The paper “LiePrune: Lie Group and Quantum Geometric Dual Representation for One-Shot Structured Pruning of Quantum Neural Networks” introduces a novel, mathematically principled framework for compressing Quantum Neural Networks (QNNs) and Parameterized Quantum Circuits (PQCs). It addresses the critical scalability challenges in near-term quantum machine learning, such as over-parameterization, barren plateaus, and hardware constraints on Noisy Intermediate-Scale Quantum (NISQ) devices.

The core innovation of LiePrune is the dual representation of quantum gates. Unlike heuristic pruning methods, it jointly represents each unitary gate in two complementary spaces:

1. Lie Group/Algebra Space: Every gate U is represented via the exponential map of its generator X_U in the Lie algebra su(2^n), i.e., U = exp(X_U). This preserves the unitary structure fundamental to quantum mechanics.
2. Quantum Geometric Feature Space: The impact of a gate is quantified using the Fubini–Study distance, which measures the geodesic distance between quantum states in projective Hilbert space. Features like local loss landscape curvature and symmetry indicators are also extracted.
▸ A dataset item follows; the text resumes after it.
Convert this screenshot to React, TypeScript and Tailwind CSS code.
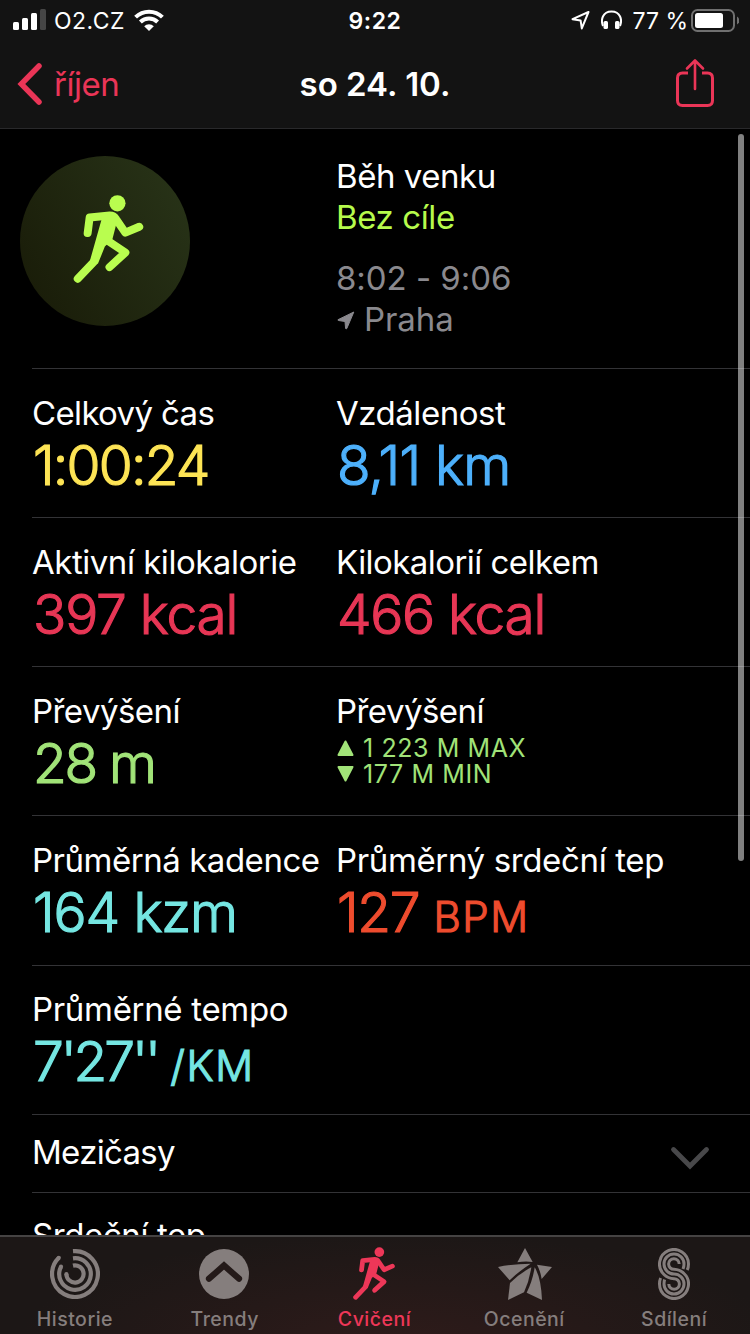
import type { ReactNode } from "react";

function Runner({ className }: { className: string }) {
  return (
    <svg viewBox="218 164 212 266" className={className} fill="none" stroke="currentColor" strokeWidth="24" strokeLinecap="round" strokeLinejoin="round">
      <circle cx="351" cy="189" r="24.5" fill="currentColor" stroke="none" />
      <path d="M261 279 L267 232 L328 226 Q340 226 347 237 L375 278 L417 260" />
      <path d="M231 417 L280 366" />
      <path d="M324 304 L375 338 L327 382" />
      <path d="M303 222 L345 226 L348 250 L336 297 L313 320 L292 372 L268 362 L303 238 Z" fill="currentColor" stroke="none" />
    </svg>
  );
}

function StatusBar() {
  return (
    <div className="grid h-10 grid-cols-3 items-center text-[23px] text-white">
      <div className="flex items-center pl-[13px]">
        <svg className="h-[22px] w-[33px]" viewBox="0 0 33 22">
          <rect x="0" y="13" width="6" height="8" rx="1.5" fill="#fff" />
          <rect x="9" y="9" width="6" height="12" rx="1.5" fill="#fff" />
          <rect x="18" y="4" width="6" height="17" rx="1.5" fill="#fff" />
          <rect x="27" y="0" width="6" height="21" rx="1.5" fill="#464646" />
        </svg>
        <span className="ml-2 w-[72px] whitespace-nowrap pt-[2px] leading-[38px] tracking-[0.5px]">O2.CZ</span>
        <svg className="ml-[8px] h-[22px] w-[30px]" viewBox="0 0 30 22" fill="none" stroke="#fff" strokeWidth="4">
          <path d="M1.6 8.2 A19 19 0 0 1 28.4 8.2" />
          <path d="M6.4 13 A12.2 12.2 0 0 1 23.6 13" />
          <path d="M15 22 L10.2 17.2 A6.8 6.8 0 0 1 19.8 17.2 Z" fill="#fff" stroke="none" />
        </svg>
      </div>
      <div className="pt-[2px] text-center leading-[38px] font-semibold tracking-[0.6px]">9:22</div>
      <div className="flex items-center justify-end pr-[11px]">
        <svg className="h-[20px] w-[19px]" viewBox="0 0 19 20" fill="none" stroke="#fff" strokeWidth="2" strokeLinejoin="round">
          <path d="M17.5 2 L1.5 9.2 L9.6 10.4 L10.8 18.4 Z" />
        </svg>
        <svg className="ml-[11px] h-[20px] w-[21px]" viewBox="0 0 21 20" fill="none">
          <path d="M2 16 C-0.5 10 1.5 1.5 10.5 1.5 C19.5 1.5 21.500 10 19 16" stroke="#fff" strokeWidth="2" />
          <rect x="2.500" y="11" width="4.500" height="8" rx="1.600" fill="#fff" />
          <rect x="14" y="11" width="4.500" height="8" rx="1.600" fill="#fff" />
        </svg>
        <span className="ml-[10.500px] w-[54.500px] whitespace-nowrap pt-[2px] leading-[38px]">77 %</span>
        <svg className="ml-[4px] h-[23px] w-[48px]" viewBox="0 0 48 23" fill="none">
          <rect x="1" y="1" width="42" height="21" rx="5.500" stroke="#707070" strokeWidth="2" />
          <rect x="4" y="4" width="28" height="15" rx="2.500" fill="#fff" />
          <path d="M46 7.500 Q48.500 9 48.500 11.500 Q48.500 14 46 15.500 Z" fill="#707070" />
        </svg>
      </div>
    </div>
  );
}

function NavBar() {
  return (
    <div className="grid h-[88px] grid-cols-3 items-center text-[33px] leading-[42px]">
      <div className="flex items-center pl-[17px] text-[#ea3557]">
        <svg className="h-[44px] w-[26px]" viewBox="0 0 26 44" fill="none" stroke="currentColor" strokeWidth="5.500" strokeLinecap="round" strokeLinejoin="miter">
          <path d="M22 4 L4.300 22 L22 40" />
        </svg>
        <span className="ml-[11px] tracking-[-0.5px]">říjen</span>
      </div>
      <div className="text-center font-semibold text-white">so 24. 10.</div>
      <div className="flex justify-end pr-[35px]">
        <svg className="mt-[-2px] h-[50px] w-[40px] text-[#ea3557]" viewBox="0 0 40 50" fill="none" stroke="currentColor" strokeWidth="3" strokeLinecap="round" strokeLinejoin="round">
          <path d="M13 15 H7.500 Q2.500 15 2.500 20 V42.500 Q2.500 47.500 7.500 47.500 H32.500 Q37.500 47.500 37.500 42.500 V20 Q37.500 15 32.500 15 H27" strokeLinecap="butt" />
          <path d="M20 31 V3 M12 10.500 L20 2.500 L28 10.500" strokeWidth="2.600" />
        </svg>
      </div>
    </div>
  );
}

interface MetricProps {
  label: string;
  labelTracking?: string;
  tone: string;
  children: ReactNode;
}

function Metric({ label, labelTracking = "tracking-[-0.47px]", tone, children }: MetricProps) {
  return (
    <div className="whitespace-nowrap">
      <div className={`text-[33px] leading-[42px] text-white ${labelTracking}`}>{label}</div>
      <div className={`mt-px pl-px text-[55px] leading-[60px] font-light [-webkit-text-stroke-width:1.2px] [stroke-linejoin:round] ${tone}`}>{children}</div>
    </div>
  );
}

function Unit({ children }: { children: ReactNode }) {
  return <span className="text-[42px] tracking-[1.6px]">{children}</span>;
}

function Row({ className = "h-[149px] pt-[23px]", children }: { className?: string; children: ReactNode }) {
  return (
    <div className={`ml-8 grid grid-cols-[304px_1fr] border-t border-[#333336] ${className}`}>
      {children}
    </div>
  );
}

function Summary() {
  return (
    <div className="grid h-[239px] grid-cols-[316px_1fr] pl-5">
      <div className="mt-[27px] flex size-[170px] items-center justify-center rounded-full bg-linear-[60deg,#181a07,#293519] text-[#b9fd4f]">
        <Runner className="mt-[-4px] h-[88px] w-[71px] translate-x-[3px]" />
      </div>
      <div className="whitespace-nowrap pt-[27px] text-[33px] leading-[41px] text-white">
        <div className="tracking-[-0.45px]">Běh venku</div>
        <div className="tracking-[-0.4px] text-[#b6fb4c]">Bez cíle</div>
        <div className="mt-5 tracking-[-0.05px] text-[#8a898e]">8:02 - 9:06</div>
        <div className="flex items-center pl-px text-[#8a898e]">
          <svg className="mt-px mr-[9px] h-[19px] w-[18px]" viewBox="0 0 18 19" fill="currentColor" stroke="currentColor" strokeWidth="1" strokeLinejoin="round">
            <path d="M16.800 1 L1 8.700 Q0.600 9.300 1.500 9.500 L8 10.500 L8.600 17.500 Q9 18.300 9.800 17.500 Z" />
          </svg>
          <span className="tracking-[-0.1px]">Praha</span>
        </div>
      </div>
    </div>
  );
}

function Tab({ label, active, children }: { label: string; active?: boolean; children: ReactNode }) {
  return (
    <div className={`flex flex-col items-center pt-[9px] text-[19.500px] leading-6 font-medium tracking-[0.5px] ${active ? "text-[#ed3758]" : "text-[#857e7d]"}`}>
      <div className="flex h-[56px] items-center">{children}</div>
      <div className="mt-[5px] whitespace-nowrap">{label}</div>
    </div>
  );
}

function TabBar() {
  return (
    <div className="grid h-[97px] w-[749px] grid-cols-5">
      <Tab label="Historie">
        <svg className="size-[50px]" viewBox="-25 -25 50 50" fill="none" stroke="currentColor" strokeWidth="4.200">
          <path d="M-2 -22.800 A22.900 22.900 0 1 1 -16.200 -16.200" />
          <path d="M-2 -15.700 A15.800 15.800 0 1 1 -14 -7.300" />
          <path d="M-2 -8.400 A8.600 8.600 0 1 1 -8.600 0" />
          <g fill="currentColor" stroke="none">
            <circle cx="-16.200" cy="-16.200" r="2.100" />
            <circle cx="-14" cy="-7.300" r="2.100" />
            <circle cx="-8.600" cy="0" r="2.100" />
          </g>
        </svg>
      </Tab>
      <Tab label="Trendy">
        <svg className="mr-px size-[50px]" viewBox="0 0 50 50" fill="none">
          <circle cx="25" cy="25" r="25" fill="currentColor" />
          <path d="M10 29.700 L25 16.500 L40 29.700" stroke="#241a19" strokeWidth="6.200" strokeLinecap="round" />
        </svg>
      </Tab>
      <Tab label="Cvičení" active>
        <Runner className="mt-[-2px] h-[53px] w-[42px]" />
      </Tab>
      <Tab label="Ocenění">
        <svg className="ml-[2px] h-[52px] w-[54px]" viewBox="84 387 162 156" fill="currentColor">
          <path d="M165 387 L188 429 Q165 426 142 430 Z" />
          <path d="M84 444 Q130 435 182 434 Q145 458 119 484 Z" />
          <path d="M201 437 L246 444 L215 480 Q211 455 201 437 Z" />
          <path d="M184 445 Q178 485 162 520 L114 543 L120 492 Q150 462 184 445 Z" />
          <path d="M194 445 Q213 475 216 543 L170 521 Q188 485 194 445 Z" />
        </svg>
      </Tab>
      <Tab label="Sdílení">
        <svg className="h-[52px] w-[32px]" viewBox="0 0 32 52" fill="none" stroke="currentColor" strokeWidth="3">
          <path d="M29.200 22 Q30.500 19.500 30.500 16 A14.500 14.500 0 1 0 6 26.500 C9 29.500 12 30.500 16 30.700 A5.300 5.300 0 1 1 10.800 36" />
          <path d="M25 21 Q26 18.500 26 16 A10 10 0 1 0 16 26 A10 10 0 1 1 6 36 Q6 33.500 6.600 31.500" />
          <path d="M21.200 16 A5.300 5.300 0 1 0 16 21.300 C20 21.500 23 22.500 26 25.500 A14.500 14.500 0 1 1 1.500 36 Q1.500 32.500 2.600 30" />
        </svg>
      </Tab>
    </div>
  );
}

export default function App() {
  return (
    <div className="relative flex h-[1334px] w-[750px] flex-col overflow-hidden bg-black font-['Inter','Liberation_Sans',sans-serif]">
      <header className="h-[129px] shrink-0 border-b border-[#29292b] bg-[#131313]">
        <StatusBar />
        <NavBar />
      </header>
      <main className="h-[1106px] shrink-0 overflow-hidden">
        <Summary />
        <Row>
          <Metric label="Celkový čas" labelTracking="tracking-[-0.65px]" tone="text-[#fde455] tracking-[-1.8px]">1:00:24</Metric>
          <Metric label="Vzdálenost" tone="text-[#4db0fb] tracking-[-0.8px]">8,11 km</Metric>
        </Row>
        <Row>
          <Metric label="Aktivní kilokalorie" tone="text-[#e73655] tracking-[-1.2px]">397 kcal</Metric>
          <Metric label="Kilokalorií celkem" labelTracking="tracking-[-0.55px]" tone="text-[#e73655] tracking-[-1.3px]">466 kcal</Metric>
        </Row>
        <Row>
          <Metric label="Převýšení" labelTracking="tracking-[-0.55px]" tone="text-[#a1e378] tracking-[-2.3px]">28 m</Metric>
          <div className="whitespace-nowrap">
            <div className="text-[33px] leading-[42px] tracking-[-0.55px] text-white">Převýšení</div>
            <div className="mt-[3px] pl-px text-[25px] leading-[26px] tracking-[0.6px] text-[#a1e378]">
              <div className="flex items-center gap-[9px]">
                <svg className="h-[16px] w-[17px]" viewBox="0 0 17 16" fill="currentColor" stroke="currentColor" strokeWidth="2" strokeLinejoin="round">
                  <path d="M8.500 1.500 L15.500 15 H1.500 Z" />
                </svg>
                <span>1 223 M MAX</span>
              </div>
              <div className="flex items-center gap-[9px]">
                <svg className="h-[16px] w-[17px]" viewBox="0 0 17 16" fill="currentColor" stroke="currentColor" strokeWidth="2" strokeLinejoin="round">
                  <path d="M8.500 14.500 L15.500 1 H1.500 Z" />
                </svg>
                <span>177 M MIN</span>
              </div>
            </div>
          </div>
        </Row>
        <Row className="h-[150px] pt-[23px]">
          <Metric label="Průměrná kadence" tone="text-[#75e6e2] tracking-[-1.1px]">164 kzm</Metric>
          <Metric label="Průměrný srdeční tep" labelTracking="tracking-[-0.36px]" tone="text-[#ee4c2e] tracking-[-1.3px]">
            127 <Unit>BPM</Unit>
          </Metric>
        </Row>
        <Row className="h-[149px] pt-[22px]">
          <Metric label="Průměrné tempo" labelTracking="tracking-[-0.32px]" tone="text-[#75e6e2] tracking-[-3.1px]">
            7'27'' <Unit>/KM</Unit>
          </Metric>
        </Row>
        <div className="ml-8 flex h-[78px] items-center justify-between border-t border-[#333336] pr-[40px] text-[33px] leading-[42px] text-white">
          <span className="mt-[-4px] tracking-[-0.7px]">Mezičasy</span>
          <svg className="mt-[9px] h-[24px] w-[40px]" viewBox="0 0 40 24" fill="none" stroke="#48484a" strokeWidth="4.800" strokeLinecap="round">
            <path d="M3.500 3.500 L20 20 L36.500 3.500" />
          </svg>
        </div>
        <div className="ml-8 border-t border-[#333336] pt-[21px] text-[33px] leading-[42px] tracking-[-0.4px] text-white">Srdeční tep</div>
      </main>
      <footer className="h-[99px] shrink-0 border-t-2 border-[#454343] bg-[radial-gradient(ellipse_380px_110px_at_400px_105px,#2e1b1a,#1c1716)]">
        <TabBar />
      </footer>
      <div className="absolute top-[134px] left-[738px] h-[727px] w-[6px] rounded-full bg-white/50" />
    </div>
  );
}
The LiePrune algorithm operates in three main stages, leveraging this dual representation:

1. Lie Subgroup Partitioning: Gates are first partitioned into disjoint subsets based on their minimal closed Lie subgroup (e.g., single-qubit rotation groups). This restricts the search for redundant gates to those sharing the same algebraic foundation and qubit locality, ensuring physical implementability and reducing computational cost.
2. Geometry-Accelerated Redundancy Detection: Within each subgroup, the Fubini–Study distance between two gates is efficiently approximated using their Lie algebra generators (via the Baker-Campbell-Hausdorff formula) instead of full state simulation, reducing cost from O(2^n) to O(d^2).
3. Redundancy Graph Construction & One-Shot Pruning: An undirected “redundancy graph” is built where nodes are gates and edges connect gate pairs whose estimated distance is below a threshold ε (deemed ε-redundant). Connected components of this graph form clusters of redundant gates. For each cluster, a core gate with the highest “Lie sensitivity” (gradient norm w.r.t. its generator) is selected. All other gates in the cluster are merged into a single effective gate by taking a sensitivity-weighted average of their Lie algebra generators, which is then exponentiated to form the new, consolidated gate.
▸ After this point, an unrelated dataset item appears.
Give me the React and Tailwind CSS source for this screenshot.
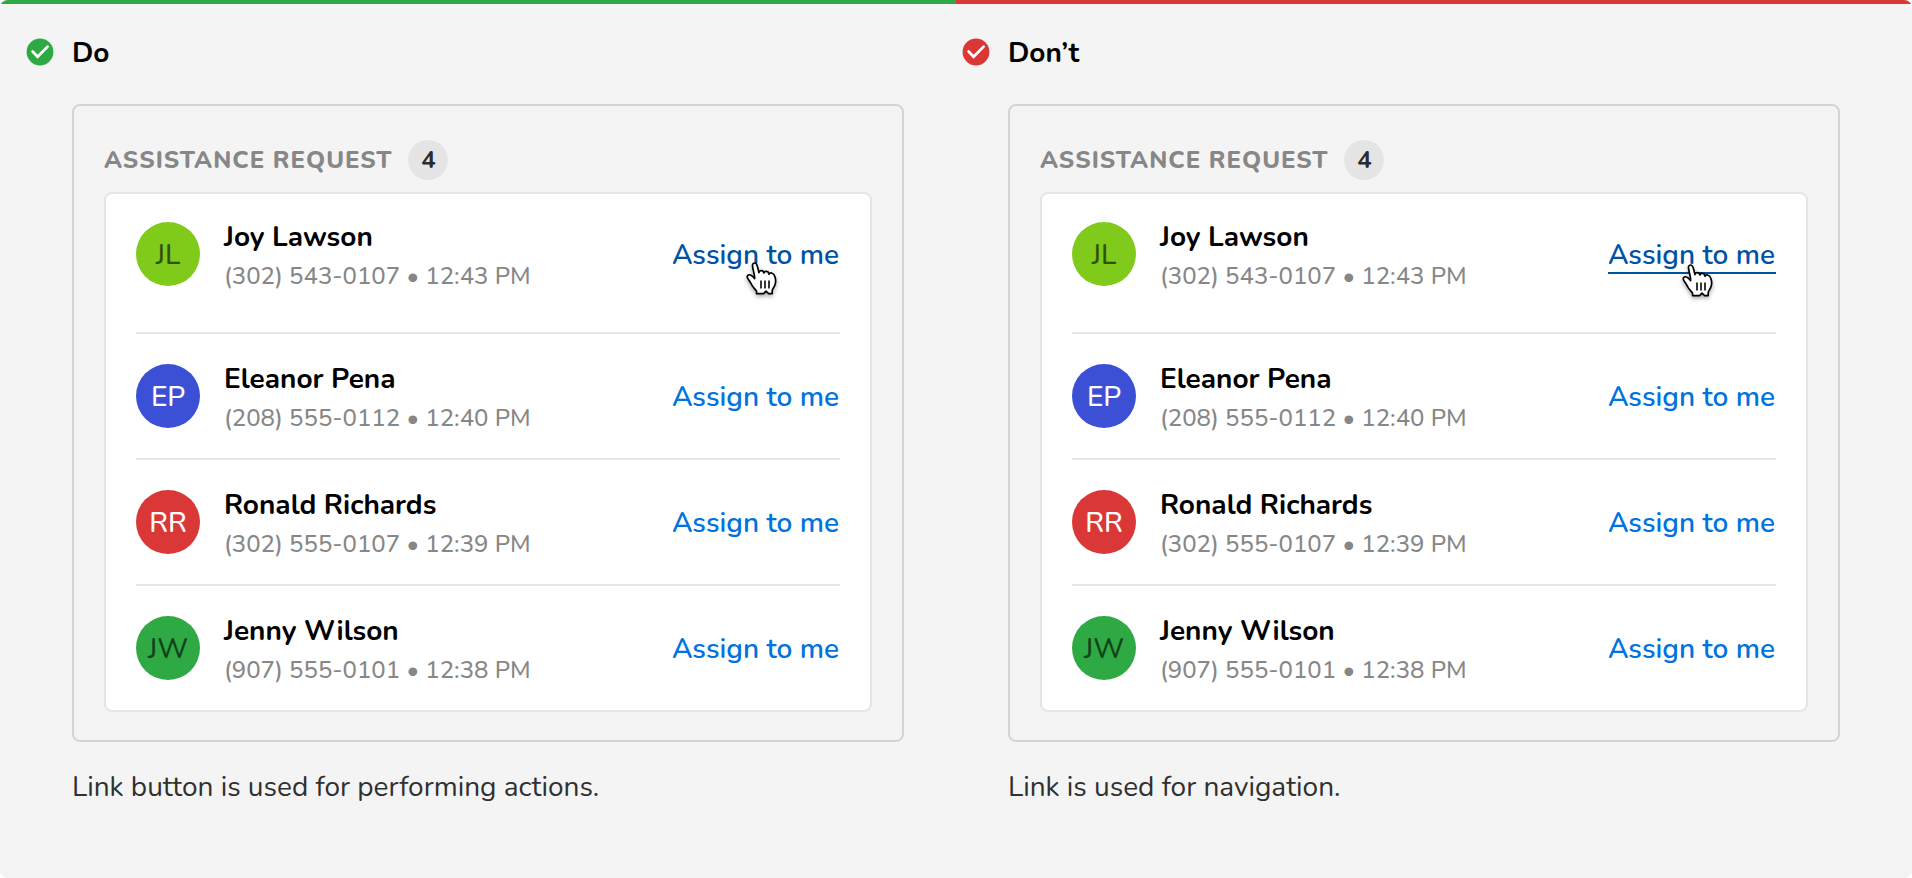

The authors provide strong theoretical guarantees for LiePrune:

• Theorem 4.2 (Completeness): Under mild assumptions, the redundancy graph will connect all truly ε-redundant gate pairs within a subgroup.
• Theorem 4.3 (Approximation Bound): The functional error induced by merging a cluster is rigorously bounded, depending on the cluster size, the redundancy threshold ε, and the commutator magnitudes between generators.
• Theorem 4.4 (Complexity): The algorithm runs in linear time O(N) with respect to the number of gates N, assuming bounded local degree in the redundancy graph, making it suitable for real-time compression.

Experimental validation was conducted on four benchmarks: quantum classification (MNIST 4vs9, FashionMNIST Sandal vs Boot), quantum generative modeling (Bars-and-Stripes), and a quantum chemistry variational eigensolver (LiH VQE). Using a 12-layer hardware-efficient ansatz, LiePrune achieved aggressive compression rates of over 10x (e.g., reducing parameters from 360 to 36) while largely preserving task performance. Remarkably, after light fine-tuning, accuracy on some discriminative tasks not only recovered but sometimes slightly exceeded the original performance. For the LiH VQE task, a 12x compression was achieved while maintaining a chemically relevant energy approximation.

In conclusion, LiePrune is the first one-shot structured pruning framework that leverages the inherent Lie group structure and quantum geometry of QNNs to deliver provable, efficient, and aggressive compression. It demonstrates that over-parameterized QNNs often reside on lower-dimensional submanifolds, revealing significant redundancy. This work paves the way for deploying larger, more expressive models on resource-constrained NISQ devices and enables real-time circuit optimization for edge quantum computing.